Set task:
Using the listing below, copy every line that mentions "page".

────────────────

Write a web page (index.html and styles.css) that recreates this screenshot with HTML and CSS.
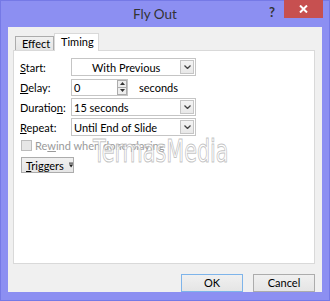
FILE: index.html
```html
<!DOCTYPE html>
<html lang="en">
<head>
    <meta charset="UTF-8">
    <meta name="viewport" content="width=device-width, initial-scale=1.0">
    <title>Fly Out</title>
    <link rel="stylesheet" href="styles.css">
</head>
<body>

    <div class="window">
        <div class="titlebar">
            <span class="title">Fly Out</span>
            <span class="help">?</span>
            <div class="close">
                <svg width="9" height="8" viewBox="0 0 9 8"><path d="M1 0.5 L8 7.5 M8 0.5 L1 7.5" stroke="#fff" stroke-width="2"/></svg>
            </div>
        </div>

        <div class="client">
            <div class="tabs">
                <div class="tab">Effect</div>
                <div class="tab active">Timing</div>
            </div>

            <div class="panel">
                <div class="row">
                    <label><u>S</u>tart:</label>
                    <div class="combo"><span class="value centered">With Previous</span><span class="arrow"><svg width="7" height="4" viewBox="0 0 7 4"><path d="M0.5 0.5 L3.5 3.5 L6.5 0.5" stroke="#444" fill="none" stroke-width="1.3"/></svg></span></div>
                </div>
                <div class="row">
                    <label><u>D</u>elay:</label>
                    <div class="spin">
                        <span class="value">0</span>
                        <span class="spinner">
                            <span class="half"><svg width="5" height="3" viewBox="0 0 5 3"><path d="M0 3 L2.5 0 L5 3 Z" fill="#333"/></svg></span>
                            <span class="half"><svg width="5" height="3" viewBox="0 0 5 3"><path d="M0 0 L2.5 3 L5 0 Z" fill="#333"/></svg></span>
                        </span>
                    </div>
                    <span class="unit">seconds</span>
                </div>
                <div class="row">
                    <label>Duratio<u>n</u>:</label>
                    <div class="combo"><span class="value">15 seconds</span><span class="arrow"><svg width="7" height="4" viewBox="0 0 7 4"><path d="M0.5 0.5 L3.5 3.5 L6.5 0.5" stroke="#444" fill="none" stroke-width="1.3"/></svg></span></div>
                </div>
                <div class="row">
                    <label><u>R</u>epeat:</label>
                    <div class="combo"><span class="value">Until End of Slide</span><span class="arrow"><svg width="7" height="4" viewBox="0 0 7 4"><path d="M0.5 0.5 L3.5 3.5 L6.5 0.5" stroke="#444" fill="none" stroke-width="1.3"/></svg></span></div>
                </div>

                <div class="check">
                    <span class="box"></span>
                    <span>Re<u>w</u>ind when done playing</span>
                </div>

                <div class="triggers">
                    <span><u>T</u>riggers</span>
                    <svg width="7" height="8" viewBox="0 0 7 8"><rect x="0" y="0" width="7" height="1.6" fill="#222"/><path d="M0 3 L7 3 L3.5 8 Z" fill="#222"/></svg>
                </div>

                <div class="watermark">TermasMedia</div>
            </div>

            <div class="buttons">
                <div class="btn default">OK</div>
                <div class="btn">Cancel</div>
            </div>
        </div>
    </div>

</body>
</html>
```

FILE: styles.css
```css
body { margin: 0; font-family: Lato, "Open Sans", sans-serif; font-size: 11px; color: #000; }

.window { width: 330px; height: 301px; box-sizing: border-box; border: 1px solid #7579e6; background: #8c8ff2; display: flex; flex-direction: column; }

.titlebar { height: 26px; display: flex; align-items: flex-start; }
.title { flex: 1; text-align: center; font-size: 13.5px; color: #333; line-height: 26px; margin-left: 40px; }
.help { font-weight: bold; font-size: 13px; color: #333; margin-top: 3px; margin-right: 9px; }
.close { width: 39px; height: 18px; margin-top: -1px; margin-right: 6px; background: #c75050; display: flex; align-items: center; justify-content: center; }

.client { flex: 1; margin: 0 7px 8px 7px; background: #f0f0f0; padding: 5px 7px 0 5px; display: flex; flex-direction: column; }

.tabs { display: flex; align-items: flex-end; height: 18px; padding-left: 2px; }
.tab { height: 13px; line-height: 13px; padding: 0 6px; border: 1px solid #acacac; border-bottom: none; background: linear-gradient(#f0f0f0, #e5e5e5); width: 25px; }
.tab.active { height: 17px; line-height: 16px; width: 31px; background: #fff; border-color: #d9d9d9; margin-bottom: -1px; position: relative; z-index: 1; }

.panel { height: 205px; background: #fff; border: 1px solid #d9d9d9; padding: 7px 0 0 6px; position: relative; }

.row { display: flex; align-items: center; height: 18px; margin-bottom: 2px; }
.row label { width: 51px; }

.combo { width: 125px; height: 18px; box-sizing: border-box; border: 1px solid #c5c5c5; background: #fff; display: flex; align-items: center; }
.value { flex: 1; padding-left: 2px; }
.value.centered { padding-left: 20px; }
.arrow { width: 14px; height: 14px; box-sizing: border-box; border: 1px solid #c5c5c5; background: linear-gradient(#f4f4f4, #e8e8e8); display: flex; align-items: center; justify-content: center; margin-right: 1px; }

.spin { width: 57px; height: 17px; box-sizing: border-box; border: 1px solid #c5c5c5; background: #fff; display: flex; align-items: center; }
.spinner { width: 10px; height: 15px; box-sizing: border-box; border: 1px solid #acacac; background: #eee; display: flex; flex-direction: column; }
.half { flex: 1; display: flex; align-items: center; justify-content: center; }
.half + .half { border-top: 1px solid #acacac; }
.unit { margin-left: 11px; }

.check { display: flex; align-items: center; margin-top: 2px; height: 14px; color: #9a9a9a; }
.box { width: 11px; height: 11px; box-sizing: border-box; border: 1px solid #bcbcbc; background: #e6e6e6; margin: 0 3px 0 1px; }

.triggers { width: 53px; height: 16px; box-sizing: border-box; margin: 5px 0 0 1px; border: 1px solid #acacac; background: linear-gradient(#f0f0f0, #e5e5e5); display: flex; align-items: center; padding-left: 4px; gap: 5px; }

.watermark { position: absolute; left: 79px; top: 82px; font-family: "DejaVu Sans Condensed", sans-serif; font-size: 32px; line-height: 37px; color: rgba(255,255,255,0.75); -webkit-text-stroke: 1px rgba(170,170,170,0.7); transform: scaleX(0.72); transform-origin: left top; pointer-events: none; }

.buttons { display: flex; justify-content: flex-end; gap: 10px; margin-top: 10px; }
.btn { width: 62px; height: 18px; box-sizing: border-box; border: 1px solid #acacac; background: linear-gradient(#f0f0f0, #e5e5e5); text-align: center; line-height: 16px; }
.btn.default { border-color: #7eb4ea; }
```
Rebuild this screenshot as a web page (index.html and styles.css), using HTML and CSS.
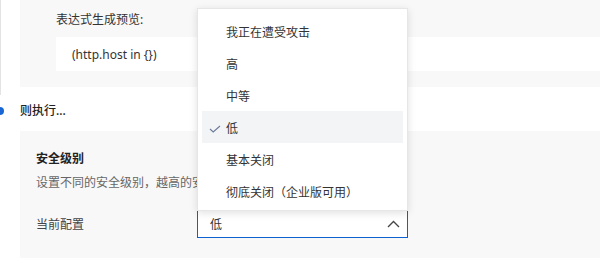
FILE: index.html
```html
<!DOCTYPE html>
<html lang="zh-CN">
<head>
<meta charset="utf-8">
<link rel="stylesheet" href="styles.css">
</head>
<body>
<div class="step step-done">
  <div class="card card-preview">
    <div class="preview-label">表达式生成预览:</div>
    <div class="preview-box">(http.host in {})</div>
  </div>
</div>
<div class="step-title">则执行...</div>
<div class="card card-action">
  <div class="action-title">安全级别</div>
  <div class="action-desc">设置不同的安全级别，越高的安全级别会对访问者进行更严格的检查。</div>
  <div class="config-row">
    <div class="config-label">当前配置</div>
    <div class="select">
      <ul class="menu">
        <li class="menu-item">我正在遭受攻击</li>
        <li class="menu-item">高</li>
        <li class="menu-item">中等</li>
        <li class="menu-item selected"><svg class="check" viewBox="0 0 12 8" width="12" height="8"><path d="M1 4 L4.2 7 L11 1" fill="none" stroke="#6b7a99" stroke-width="1.1"/></svg>低</li>
        <li class="menu-item">基本关闭</li>
        <li class="menu-item">彻底关闭（企业版可用）</li>
      </ul>
      <span class="select-value">低</span>
      <svg class="chevron" viewBox="0 0 13 8" width="13" height="8"><path d="M1 7 L6.5 1.5 L12 7" fill="none" stroke="#444" stroke-width="1.3"/></svg>
    </div>
  </div>
</div>
</body>
</html>
```
FILE: styles.css
```css
html, body {
  margin: 0;
  padding: 0;
  background: #ffffff;
  overflow: hidden;
}
body {
  width: 600px;
  height: 258px;
  font-family: "Noto Sans", "Noto Sans CJK SC", sans-serif;
  font-size: 12px;
  color: #333333;
}
.step {
  border-left: 1px solid #e3e3e3;
  padding: 0 0 8px 19px;
}
.card {
  background: #f8f8f8;
}
.card-preview {
  padding: 10px 0 16px 36px;
}
.preview-label {
  line-height: 20px;
  height: 20px;
  margin-bottom: 7px;
  color: #333;
}
.preview-box {
  background: #ffffff;
  box-sizing: border-box;
  height: 34px;
  line-height: 32px;
  padding: 2px 0 0 16px;
  color: #333;
}
.step-title {
  position: relative;
  margin-top: 6px;
  line-height: 20px;
  height: 20px;
  padding-left: 20px;
  font-weight: 500;
  color: #222;
}
.step-title::before {
  content: "";
  position: absolute;
  left: -4px;
  top: 6px;
  width: 8px;
  height: 8px;
  border-radius: 50%;
  background: #1a66d2;
}
.card-action {
  margin: 10px 0 0 20px;
  padding: 18px 0 30px 16px;
}
.action-title {
  line-height: 20px;
  font-weight: 700;
  color: #222;
}
.action-desc {
  margin-top: 4px;
  line-height: 20px;
  color: #666;
  white-space: nowrap;
}
.config-row {
  margin-top: 17px;
  display: flex;
  align-items: center;
}
.config-label {
  width: 161px;
  color: #444;
}
.select {
  position: relative;
  box-sizing: border-box;
  width: 211px;
  height: 28px;
  border: 1px solid #0b62d0;
  border-width: 1px 1.5px 1.5px 1.5px;
  background: #fff;
  display: flex;
  align-items: center;
  justify-content: space-between;
  padding: 0 7px 0 12px;
}
.select-value {
  color: #333;
}
.chevron {
  display: block;
}
.menu {
  position: absolute;
  left: -1px;
  right: -1px;
  bottom: 100%;
  margin: 0;
  padding: 6px 4px 3px 4px;
  list-style: none;
  background: #ffffff;
  border: 1px solid #e6e6e6;
  box-shadow: 0 2px 8px rgba(0, 0, 0, 0.12);
  z-index: 5;
}
.menu-item {
  position: relative;
  box-sizing: border-box;
  height: 32px;
  line-height: 28px;
  padding: 4px 0 0 24px;
  color: #333;
  white-space: nowrap;
}
.menu-item.selected {
  background: #f3f4f6;
}
.check {
  position: absolute;
  left: 7px;
  top: 14px;
}
```
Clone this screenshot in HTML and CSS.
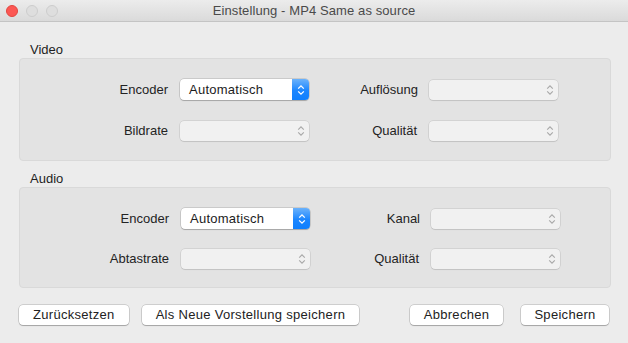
FILE: index.html
```html
<!DOCTYPE html>
<html lang="de">
<head>
<meta charset="utf-8">
<title>Einstellung - MP4 Same as source</title>
<link rel="stylesheet" href="styles.css">
</head>
<body>
<div class="window">
  <header class="titlebar">
    <div class="lights">
      <span class="light red"></span>
      <span class="light"></span>
      <span class="light"></span>
    </div>
    <div class="title">Einstellung - MP4 Same as source</div>
  </header>

  <main class="content">
    <section class="group">
      <div class="group-label">Video</div>
      <div class="group-box">
        <div class="form-grid">
          <label class="field-label">Encoder</label>
          <div class="popup active">
            <span class="popup-text">Automatisch</span>
            <span class="popup-arrows blue">
              <svg width="8" height="12" viewBox="0 0 8 12"><path d="M1.2 4.6 4 1.8 6.8 4.6M1.2 7.4 4 10.2 6.8 7.4" fill="none" stroke="#fff" stroke-width="1.3"/></svg>
            </span>
          </div>
          <label class="field-label">Auflösung</label>
          <div class="popup disabled">
            <span class="popup-text"></span>
            <span class="popup-arrows">
              <svg width="8" height="12" viewBox="0 0 8 12"><path d="M1.2 4.6 4 1.8 6.8 4.6M1.2 7.4 4 10.2 6.8 7.4" fill="none" stroke="#a8a8a8" stroke-width="1.1"/></svg>
            </span>
          </div>

          <label class="field-label">Bildrate</label>
          <div class="popup disabled">
            <span class="popup-text"></span>
            <span class="popup-arrows">
              <svg width="8" height="12" viewBox="0 0 8 12"><path d="M1.2 4.6 4 1.8 6.8 4.6M1.2 7.4 4 10.2 6.8 7.4" fill="none" stroke="#a8a8a8" stroke-width="1.1"/></svg>
            </span>
          </div>
          <label class="field-label">Qualität</label>
          <div class="popup disabled">
            <span class="popup-text"></span>
            <span class="popup-arrows">
              <svg width="8" height="12" viewBox="0 0 8 12"><path d="M1.2 4.6 4 1.8 6.8 4.6M1.2 7.4 4 10.2 6.8 7.4" fill="none" stroke="#a8a8a8" stroke-width="1.1"/></svg>
            </span>
          </div>
        </div>
      </div>
    </section>

    <section class="group audio">
      <div class="group-label">Audio</div>
      <div class="group-box">
        <div class="form-grid">
          <label class="field-label">Encoder</label>
          <div class="popup active">
            <span class="popup-text">Automatisch</span>
            <span class="popup-arrows blue">
              <svg width="8" height="12" viewBox="0 0 8 12"><path d="M1.2 4.6 4 1.8 6.8 4.6M1.2 7.4 4 10.2 6.8 7.4" fill="none" stroke="#fff" stroke-width="1.3"/></svg>
            </span>
          </div>
          <label class="field-label">Kanal</label>
          <div class="popup disabled">
            <span class="popup-text"></span>
            <span class="popup-arrows">
              <svg width="8" height="12" viewBox="0 0 8 12"><path d="M1.2 4.6 4 1.8 6.8 4.6M1.2 7.4 4 10.2 6.8 7.4" fill="none" stroke="#a8a8a8" stroke-width="1.1"/></svg>
            </span>
          </div>

          <label class="field-label">Abtastrate</label>
          <div class="popup disabled">
            <span class="popup-text"></span>
            <span class="popup-arrows">
              <svg width="8" height="12" viewBox="0 0 8 12"><path d="M1.2 4.6 4 1.8 6.8 4.6M1.2 7.4 4 10.2 6.8 7.4" fill="none" stroke="#a8a8a8" stroke-width="1.1"/></svg>
            </span>
          </div>
          <label class="field-label">Qualität</label>
          <div class="popup disabled">
            <span class="popup-text"></span>
            <span class="popup-arrows">
              <svg width="8" height="12" viewBox="0 0 8 12"><path d="M1.2 4.6 4 1.8 6.8 4.6M1.2 7.4 4 10.2 6.8 7.4" fill="none" stroke="#a8a8a8" stroke-width="1.1"/></svg>
            </span>
          </div>
        </div>
      </div>
    </section>

    <footer class="button-bar">
      <button class="btn btn-reset">Zurücksetzen</button>
      <button class="btn btn-save-as">Als Neue Vorstellung speichern</button>
      <span class="spacer"></span>
      <button class="btn btn-cancel">Abbrechen</button>
      <button class="btn btn-save">Speichern</button>
    </footer>
  </main>
</div>
</body>
</html>
```

FILE: styles.css
```css
* {
  box-sizing: border-box;
}

html, body {
  margin: 0;
  padding: 0;
}

body {
  width: 628px;
  height: 343px;
  overflow: hidden;
  background: #ececec;
  font-family: "Liberation Sans", Arial, sans-serif;
  font-size: 13px;
  color: #222;
}

.window {
  width: 628px;
  height: 343px;
  background: #ececec;
  display: flex;
  flex-direction: column;
}

.titlebar {
  height: 22px;
  flex: none;
  display: flex;
  align-items: center;
  position: relative;
  background: linear-gradient(#ececec, #dadada);
  border-bottom: 1px solid #c4c4c4;
}

.lights {
  display: flex;
  gap: 8px;
  padding-left: 6px;
}

.light {
  width: 12px;
  height: 12px;
  border-radius: 50%;
  background: #dedede;
  border: 1px solid #cdcdcd;
}

.light.red {
  background: #fc5753;
  border-color: #e2463f;
}

.title {
  position: absolute;
  left: 0;
  right: 0;
  top: 0;
  line-height: 21px;
  text-align: center;
  color: #4a4a4a;
  font-size: 13px;
  letter-spacing: 0.1px;
}

.content {
  flex: 1;
  padding: 20px 17px 0 19px;
  display: flex;
  flex-direction: column;
}

.group-label {
  line-height: 16px;
  padding-left: 11px;
  color: #1e1e1e;
}

.group.audio {
  margin-top: 10px;
}

.group-box {
  background: #e3e3e3;
  border: 1px solid #d9d9d9;
  border-radius: 4px;
  height: 103px;
  padding-top: 20px;
}

.group.audio .group-box {
  height: 101px;
}

.form-grid {
  display: grid;
  grid-template-columns: 160px 129px 120px 129px;
  grid-auto-rows: 21px;
  row-gap: 20px;
  align-items: center;
}

.group.audio .form-grid {
  grid-template-columns: 161px 129px 121px 129px;
  row-gap: 19px;
}

.field-label {
  text-align: right;
  padding-right: 12px;
  color: #232323;
}

.field-label:nth-child(3) {
  padding-right: 11px;
}

.popup {
  height: 21px;
  border-radius: 4px;
  display: flex;
  align-items: stretch;
}

.popup.active {
  background: #fff;
  box-shadow: 0 0 0 0.5px rgba(0, 0, 0, 0.22), 0 1px 1px rgba(0, 0, 0, 0.18);
}

.popup.disabled {
  height: 20px;
  background: #f1f1f1;
  box-shadow: 0 0 0 0.5px rgba(0, 0, 0, 0.14), 0 1px 1px rgba(0, 0, 0, 0.08);
}

.popup-text {
  flex: 1;
  padding-left: 9px;
  line-height: 21px;
  letter-spacing: 0.25px;
  color: #1c1c1c;
}

.popup-arrows {
  width: 17px;
  display: flex;
  align-items: center;
  justify-content: center;
  border-radius: 0 4px 4px 0;
}

.popup-arrows.blue {
  background: linear-gradient(#6bb2fb, #1b86ff 55%, #0f7ffd);
}

.button-bar {
  display: flex;
  align-items: center;
  margin-top: 17px;
  padding-right: 2px;
}

.btn {
  height: 20px;
  font-family: inherit;
  font-size: 13px;
  letter-spacing: 0.3px;
  color: #222;
  background: #fff;
  border: none;
  border-radius: 4px;
  box-shadow: 0 0 0 0.5px rgba(0, 0, 0, 0.25), 0 1px 1px rgba(0, 0, 0, 0.2);
  padding: 0 14px;
  margin: 0;
  line-height: 20px;
}

.btn-save-as {
  margin-left: 13px;
}

.spacer {
  flex: 1;
}

.btn-cancel {
  min-width: 93px;
  padding: 0 12px;
}

.btn-save {
  margin-left: 18px;
  min-width: 88px;
  padding: 0 12px;
}
```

────────────────

Problem solution:
Write a web page (index.html and styles.css) that recreates this screenshot with HTML and CSS.
Rebuild this screenshot as a web page (index.html and styles.css), using HTML and CSS.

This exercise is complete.